Dave told me separately, “When a new salesperson is hired, they now spend an hour or so with me to understand what we do, and that we do not compete with them. I show them what I’ve written so they kind of get an understanding of our feelings.”
As for what specifically he wants to communicate about the job of an estimator, Dave writes, “Those of us in the audiovisual industry know that experienced estimators are more cynical than the average Joe. They’re also more prevalent than young, fun-loving estimators. The duties of an experienced estimator change fun-loving kids into cynics in a couple of years because being an estimator is one of the most difficult jobs in AV.”
What makes this job so difficult? Why would anyone voluntarily do it?
“The most difficult part of being an estimator is the potential ‘lose-lose’ proposition when results of a bid are revealed. In today’s difficult market, where almost everything is being bid, a decent amount of competition is prevalent. As an estimator, you’re tasked with three goals: cover all costs (don’t miss anything), make a good profit, and win the project. And after the project’s bid results are released, the estimator faces one of two questions: Why did you not win that job? Or, how did you beat those other companies’ estimates? (i.e., what did you leave out?).
“That’s not a good position to be in. If an estimator doesn’t have thick skin, he or she will develop it in a few short months – or look for another role.
“Other things that toughen up the estimator population are the rigid deadlines and high-stress environment of an impending bid day. When bid day arrives, bids are due at a specific time and place, and in a specific manner. For a lot of projects, there are no exceptions for family problems, printer problems, misreading the documents, guessing about what the client (or GC or architect) really expected, traffic problems, or getting lost. If you don’t meet the submittal requirements, two to four weeks of work is out the window. In the other parts of our industry, where negotiated pricing occurs (service work, change orders), there is more latitude. But not for bid estimators. The pressure compounds with all the executives, project managers, and superintendents who may be on different schedules and don’t understand the urgency. Not to mention the effect that sometimes non-responsive vendors have on price and schedule. Bid day is a pressure cooker that will scar the most battle-ready AV employees.
“And let’s talk job performance beyond bid day. Estimators, by nature, take pride of ownership in the projects they pursue. If they didn’t, they wouldn’t win many projects nor last long in the job. That ownership position doesn’t stop at winning the project; estimators want the projects they estimate to be built and implemented correctly and be profitable. And they want to ensure they have a happy client. But for most estimators, their only direct responsibility is winning the project. After that, the project is handed off to a project manager and supporting cast who have to perform the rest of the functions. When a project doesn’t go well after award, some estimators either take the burden on themselves (they should have done more) or they blame their teammates and wonder why they put all that effort into winning the job in the first place.

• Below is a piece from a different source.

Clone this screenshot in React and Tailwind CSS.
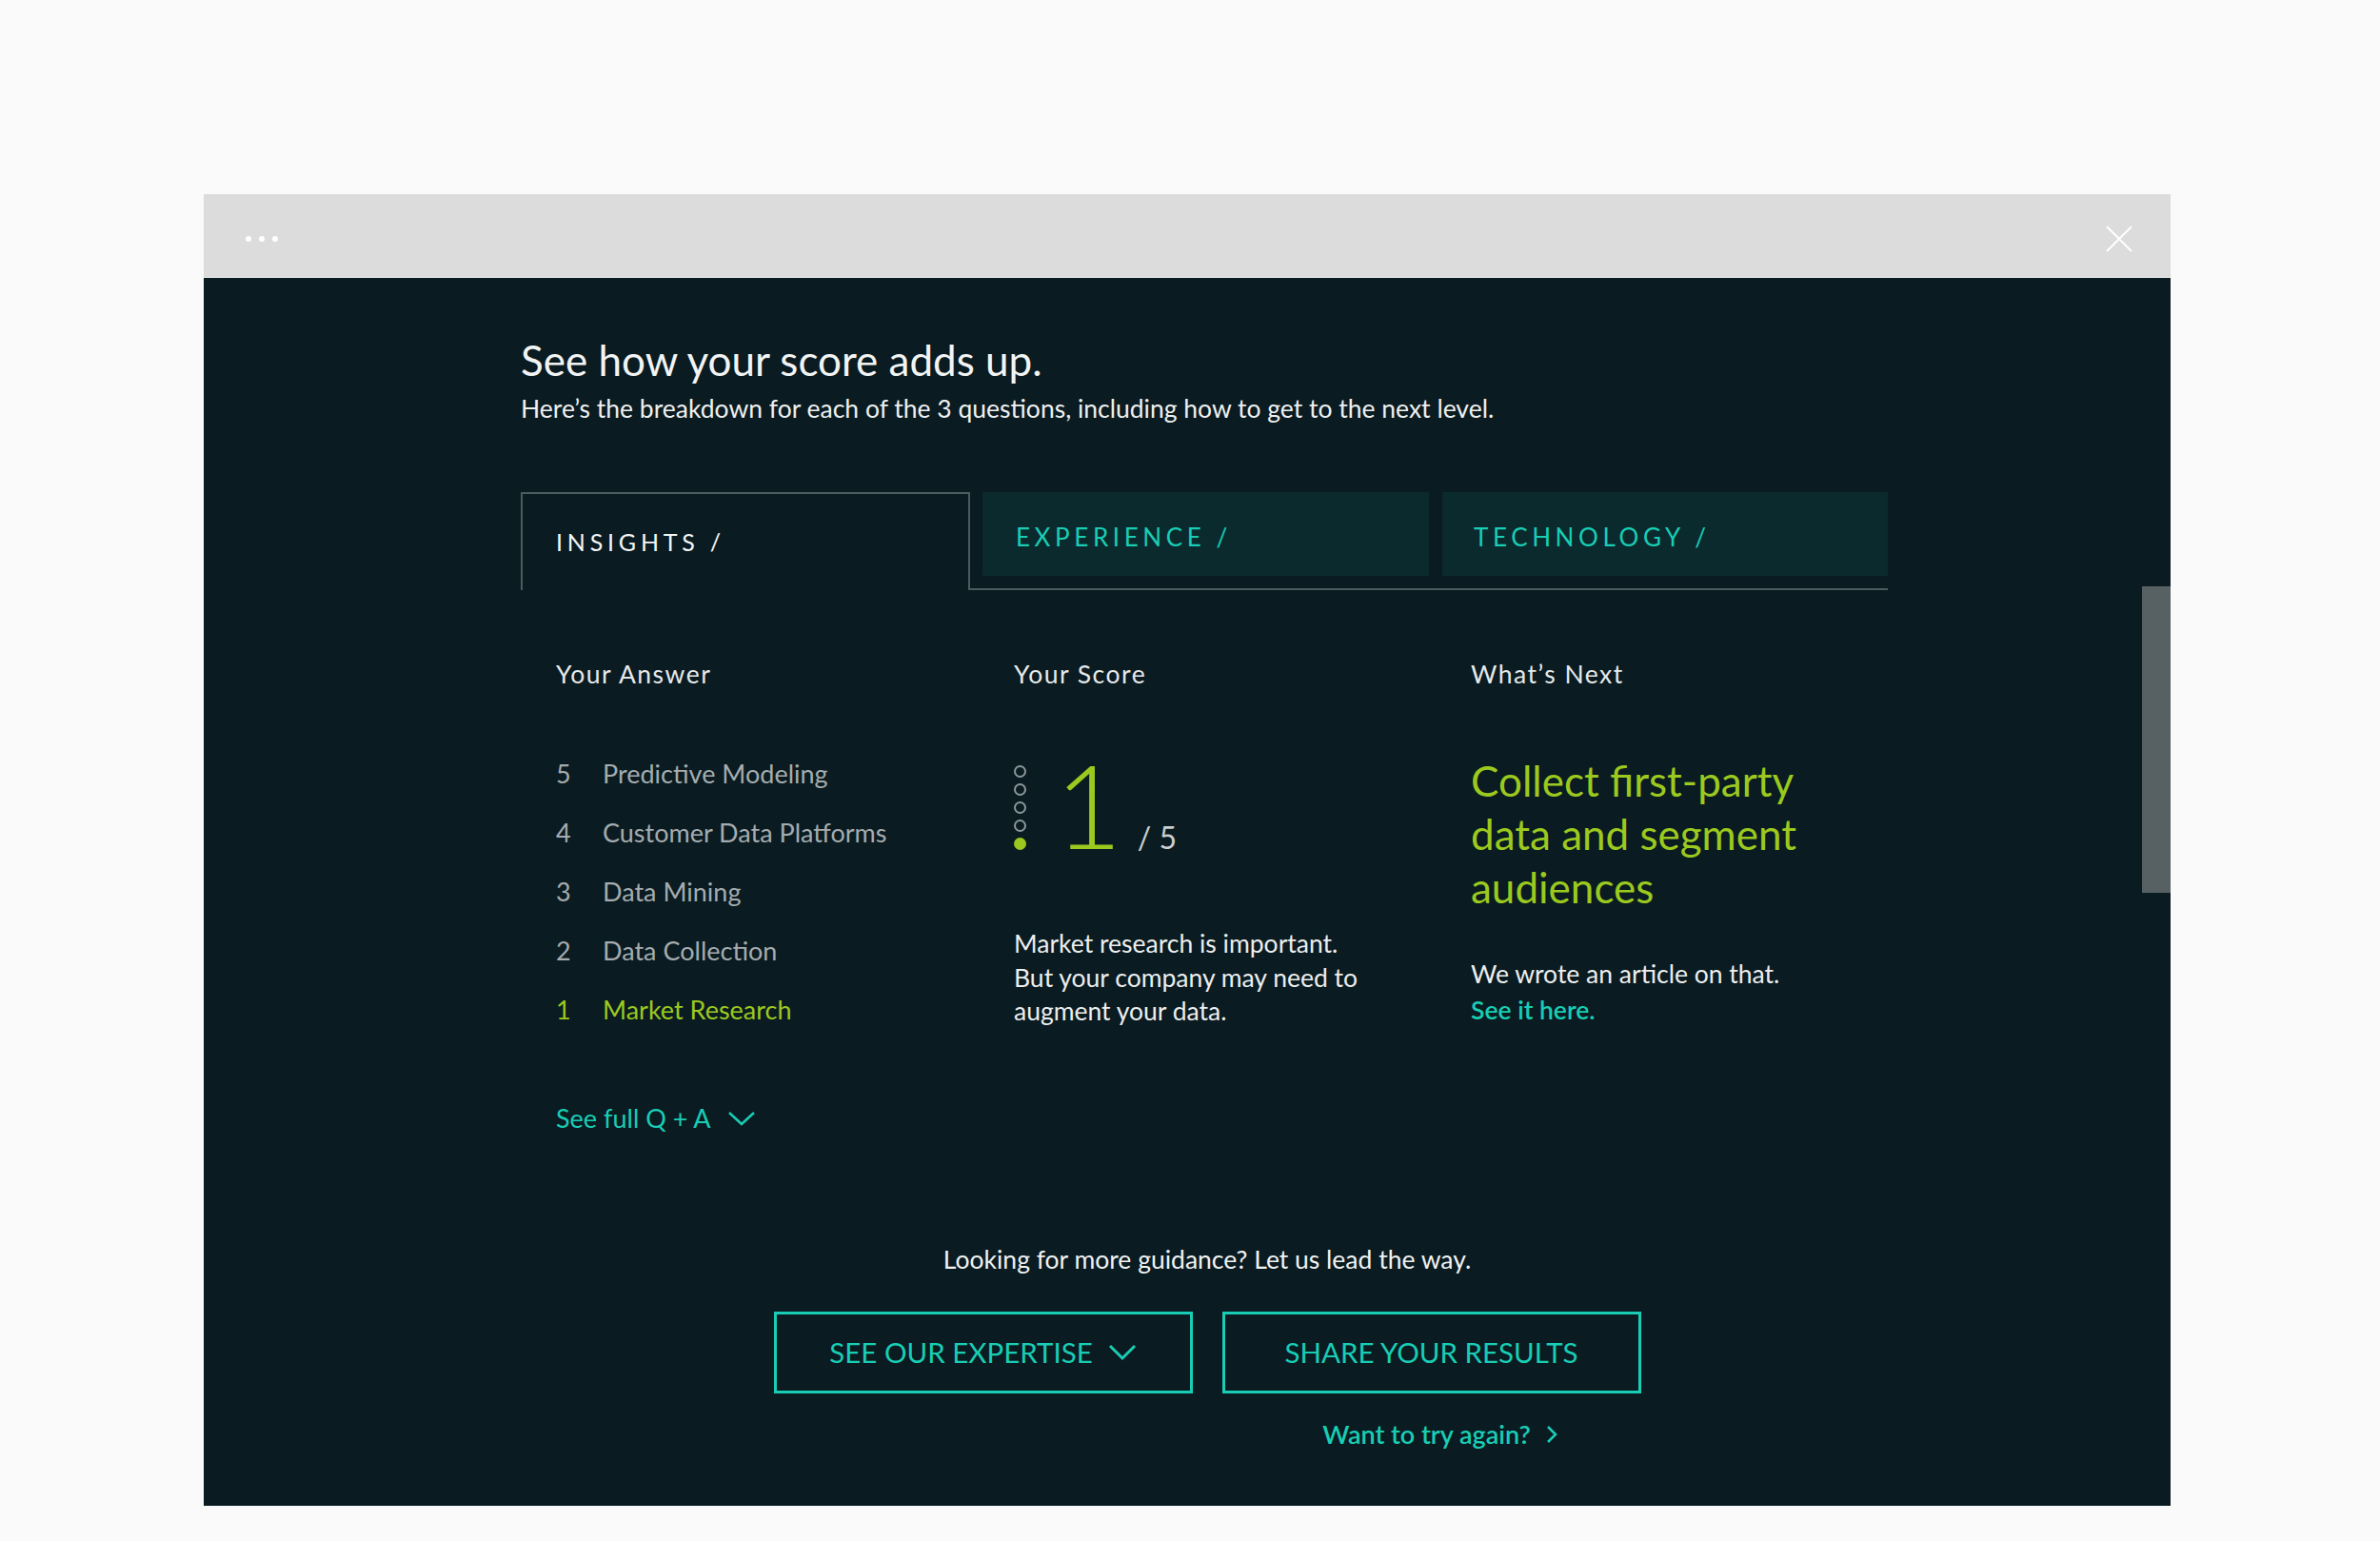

“Finally, estimators deal with the quality of their work–as viewed by their peers. Because a lot of AV companies place financial responsibility–and even bonuses–on a project manager’s ability to bring projects in profitability, there is a tendency among project managers to highlight every mistake an estimator might make. But remember, the bid period is typically only a few weeks, yet that estimator’s work stands forever for everyone to analyze. If you’re a technician who installs a speaker in the wrong location, you can relocate it and the evidence of the mistake is gone from view. But if you’re an estimator who misses a speaker count, the printout of your estimate is always available. This continual job review by peers, bosses, and other parties makes estimating a very difficult profession.”
Dave makes a lot of good points. The job of an AV project estimator isn’t easy. And it’s fairly unsung. So why be an estimator in the first place?
Dave continues, “Why would anyone be an estimator? If you’re good, you typically win only one in every four jobs. In today’s market it may be more like one in six or 10. Estimators are the cream of the crop. They are unique. They need math skills, strategy skills, reading comprehension, visualization skills, and most of all thick skin. No AV company can survive for long without good estimators. They take a beating day in and day out and keep coming back for more. I think it’s important for everyone in the business to understand how difficult the job is so they can understand and support their estimator as best they can. What type of support? Start with just a little appreciation for a job well done. And if you’re so moved, go out and hug your estimator today!”
Estimators! Does this sound familiar? People who love estimators! How do you value their role in your firm’s success? Let’s start the discussion here about this or another other underappreciated role in a successful AV project team.